Limitations & Future Work

  • PSM preference maps come from unsupervised features of generic backbones, which may not perfectly align with true human preference — directions with high variance are not necessarily what humans care about. The backbone choice (DINO vs SAM vs ResNet) significantly impacts results.
  • Lack of comparison with "direct dense reward models": ViPO assumes rewards are scalars, but if a spatially-aware reward model is used directly, the necessity of indirect distillation via PSM remains unconfirmed. ⚠️ Implementation details (specific backbone configs, etc.) are in the supplementary material and not fully detailed in the main text.

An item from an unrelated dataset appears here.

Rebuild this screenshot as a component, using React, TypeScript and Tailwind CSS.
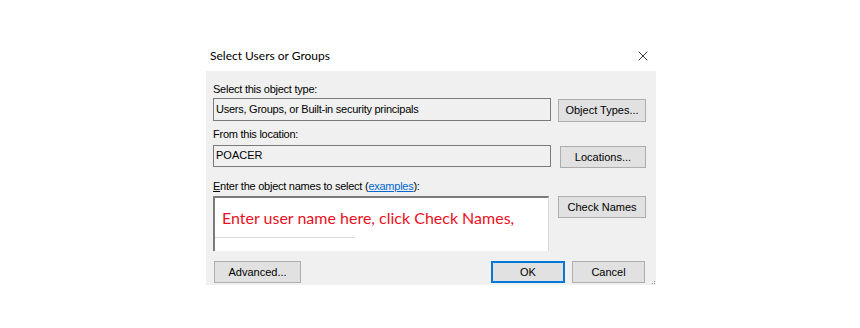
import { X } from 'lucide-react';

const body = { fontFamily: '"Liberation Sans", Arial, sans-serif' };

const Btn = ({ label, primary, className }: { label: string; primary?: boolean; className?: string }) => (
  <button
    className={`flex items-center justify-center bg-[#e1e1e1] text-[11px] text-black ${
      primary ? 'border-2 border-[#0078d7]' : 'border border-[#adadad]'
    } ${className ?? ''}`}
  >
    {label}
  </button>
);

const App = () => {
  return (
    <div className="w-[860px] h-[328px] bg-white flex justify-center pt-[35px]" style={body}>
      <div className="w-[470px] flex flex-col">
        {/* Title bar */}
        <div className="h-[36px] flex items-center justify-between pl-[15px] pr-[14px] pt-[5px]">
          <span className="text-[12px] text-black" style={{ fontFamily: 'Lato, "Liberation Sans", sans-serif' }}>
            Select Users or Groups
          </span>
          <X size={16} strokeWidth={1.2} className="text-black" />
        </div>

        {/* Body */}
        <div className="ml-[11px] w-[450px] h-[214px] bg-[#f0f0f0] pl-[7px] pr-[10px] pt-[10px] relative">
          <div className="text-[11px] leading-[16px] tracking-[-0.25px] text-black">Select this object type:</div>
          <div className="flex gap-[7px] mt-[1px]">
            <div className="w-[338px] h-[23px] border border-[#7a7a7a] bg-[#f0f0f0] px-[2px] text-[11px] leading-[20px] tracking-[-0.25px] text-black">
              Users, Groups, or Built-in security principals
            </div>
            <Btn label="Object Types..." className="w-[88px] h-[23px] mt-[1px]" />
          </div>

          <div className="text-[11px] leading-[16px] tracking-[-0.25px] text-black mt-[4px]">From this location:</div>
          <div className="flex gap-[7px] mt-[3px]">
            <div className="w-[338px] h-[22px] border border-[#7a7a7a] bg-[#f0f0f0] px-[2px] text-[11px] leading-[19px] text-black">
              POACER
            </div>
            <Btn label="Locations..." className="w-[86px] h-[22px] ml-[2px] mt-[1px]" />
          </div>

          <div className="text-[11px] leading-[16px] tracking-[-0.25px] text-black mt-[10px]">
            <span className="underline">E</span>nter the object names to select (
            <span className="text-[#0066cc] underline">examples</span>):
          </div>
          <div className="flex gap-[9px] mt-[2px]">
            <div className="w-[336px] h-[55px] border-t-2 border-l-2 border-[#7a7a7a] border-r border-r-[#d9d9d9] bg-white flex flex-col">
              <div
                className="h-[39px] pl-[7px] pt-[9px] text-[16px] leading-[22px] text-[#e81123] whitespace-nowrap"
                style={{ fontFamily: 'Lato, "Liberation Sans", sans-serif' }}
              >
                Enter user name here, click Check Names,
              </div>
              <div className="w-[140px] border-t border-[#d9d9d9]" />
            </div>
            <Btn label="Check Names" className="w-[88px] h-[22px]" />
          </div>

          <div className="flex mt-[10px]">
            <Btn label="Advanced..." className="w-[87px] h-[22px] ml-[1px]" />
            <Btn label="OK" primary className="w-[74px] h-[22px] ml-[190px]" />
            <Btn label="Cancel" className="w-[73px] h-[22px] ml-[7px]" />
          </div>

          {/* resize grip */}
          <div className="absolute right-[1px] bottom-[1px] grid grid-cols-2 gap-[1px]">
            <span className="w-[1px] h-[1px]" />
            <span className="w-[1px] h-[1px] bg-[#a0a0a0]" />
            <span className="w-[1px] h-[1px] bg-[#a0a0a0]" />
            <span className="w-[1px] h-[1px] bg-[#a0a0a0]" />
          </div>
        </div>
      </div>
    </div>
  );
};

export default App;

  • Sensitivity to smoothing hyperparameters: Performance drops sharply with \(\sigma{=}0.5\), suggesting \(\sigma\) and \(K\) might need re-tuning for new models or resolutions.

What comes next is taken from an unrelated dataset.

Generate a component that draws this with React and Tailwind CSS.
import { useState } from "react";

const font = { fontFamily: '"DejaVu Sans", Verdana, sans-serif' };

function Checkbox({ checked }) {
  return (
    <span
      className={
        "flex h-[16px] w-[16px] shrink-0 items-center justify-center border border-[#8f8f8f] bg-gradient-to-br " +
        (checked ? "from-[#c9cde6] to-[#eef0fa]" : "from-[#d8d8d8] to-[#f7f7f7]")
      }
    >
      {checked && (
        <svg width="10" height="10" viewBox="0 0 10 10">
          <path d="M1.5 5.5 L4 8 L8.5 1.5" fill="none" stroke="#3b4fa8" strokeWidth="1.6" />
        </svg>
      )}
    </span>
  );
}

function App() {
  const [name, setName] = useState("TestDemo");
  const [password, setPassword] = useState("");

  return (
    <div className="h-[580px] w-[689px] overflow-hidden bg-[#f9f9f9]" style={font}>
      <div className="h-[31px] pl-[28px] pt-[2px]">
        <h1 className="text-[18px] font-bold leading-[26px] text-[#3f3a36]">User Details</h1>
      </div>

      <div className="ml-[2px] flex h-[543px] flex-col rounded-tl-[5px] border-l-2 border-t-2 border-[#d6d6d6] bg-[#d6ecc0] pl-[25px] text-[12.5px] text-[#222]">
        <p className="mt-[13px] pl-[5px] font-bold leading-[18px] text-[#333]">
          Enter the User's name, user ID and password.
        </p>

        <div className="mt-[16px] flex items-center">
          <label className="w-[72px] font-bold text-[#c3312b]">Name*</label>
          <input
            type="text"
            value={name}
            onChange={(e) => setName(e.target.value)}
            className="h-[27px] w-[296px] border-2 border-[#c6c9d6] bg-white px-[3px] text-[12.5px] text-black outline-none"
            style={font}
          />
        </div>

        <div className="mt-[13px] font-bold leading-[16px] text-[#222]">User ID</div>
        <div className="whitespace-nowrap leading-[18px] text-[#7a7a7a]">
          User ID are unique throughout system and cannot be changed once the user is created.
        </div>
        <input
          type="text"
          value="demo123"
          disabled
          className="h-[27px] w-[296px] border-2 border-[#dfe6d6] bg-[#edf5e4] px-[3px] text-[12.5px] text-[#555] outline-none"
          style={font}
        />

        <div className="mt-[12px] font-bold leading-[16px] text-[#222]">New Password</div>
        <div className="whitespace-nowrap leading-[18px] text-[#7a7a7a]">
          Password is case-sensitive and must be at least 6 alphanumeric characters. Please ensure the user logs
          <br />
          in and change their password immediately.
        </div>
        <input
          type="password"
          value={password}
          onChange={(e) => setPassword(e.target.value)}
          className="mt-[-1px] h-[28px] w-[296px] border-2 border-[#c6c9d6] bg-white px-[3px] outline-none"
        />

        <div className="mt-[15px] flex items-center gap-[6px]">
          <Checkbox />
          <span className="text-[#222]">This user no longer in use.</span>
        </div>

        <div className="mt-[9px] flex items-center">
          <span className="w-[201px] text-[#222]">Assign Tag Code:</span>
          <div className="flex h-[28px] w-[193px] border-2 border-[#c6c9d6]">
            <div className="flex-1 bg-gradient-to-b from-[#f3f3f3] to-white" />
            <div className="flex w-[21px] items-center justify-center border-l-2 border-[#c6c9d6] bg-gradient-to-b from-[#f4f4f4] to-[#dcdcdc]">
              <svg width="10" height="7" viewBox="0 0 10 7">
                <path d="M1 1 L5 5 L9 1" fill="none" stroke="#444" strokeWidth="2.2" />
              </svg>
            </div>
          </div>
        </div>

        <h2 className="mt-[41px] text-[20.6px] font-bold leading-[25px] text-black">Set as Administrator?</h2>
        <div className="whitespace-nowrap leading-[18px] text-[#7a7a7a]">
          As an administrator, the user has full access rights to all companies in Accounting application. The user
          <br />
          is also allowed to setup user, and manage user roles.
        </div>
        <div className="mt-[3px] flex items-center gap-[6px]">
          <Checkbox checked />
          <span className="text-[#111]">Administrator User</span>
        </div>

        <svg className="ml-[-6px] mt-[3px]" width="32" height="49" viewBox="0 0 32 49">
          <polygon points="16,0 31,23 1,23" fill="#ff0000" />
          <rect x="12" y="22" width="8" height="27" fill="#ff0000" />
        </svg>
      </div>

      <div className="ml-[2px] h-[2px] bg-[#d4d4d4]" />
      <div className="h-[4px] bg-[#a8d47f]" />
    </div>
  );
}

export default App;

  • vs DanceGRPO / FlowGRPO: They implement online RL by converting Flow-matching ODEs to SDEs but still use a single scalar advantage. ViPO reuses their reward calculation and redistributes advantages, serving as an orthogonal enhancement.
  • vs Perceptual Loss: Perceptual loss approximates human perceptual similarity via CNN feature differences for reconstruction targets. ViPO uses "perceptual features" as a weight map for RL credit assignment on the policy advantage, sharing a similar philosophy but acting on a different level.
  • vs Scalar Visual Reward Models (HPSv2 / PickScore / VisionReward): These models capture fine-grained cues but only output scalars without indicating "what is good or bad." ViPO does not reinvent the reward model but uses PSM to supplement spatial structure from the generated content side.

Rating

  • Novelty: ⭐⭐⭐⭐ Introducing spatial credit assignment to visual GRPO via label-free PSM advantage redistribution is refreshing.
  • Experimental Thoroughness: ⭐⭐⭐⭐ Image/video tasks, three backbones, human/rule-based rewards, and complete ablations, though comparison with spatial reward models is missing.
  • Writing Quality: ⭐⭐⭐⭐ Clear logic from motivation to method to ablation; formulas are concise.
  • Value: ⭐⭐⭐⭐ Plug-and-play, architecture-agnostic, and can directly enhance existing GRPO visual alignment pipelines with high practical utility.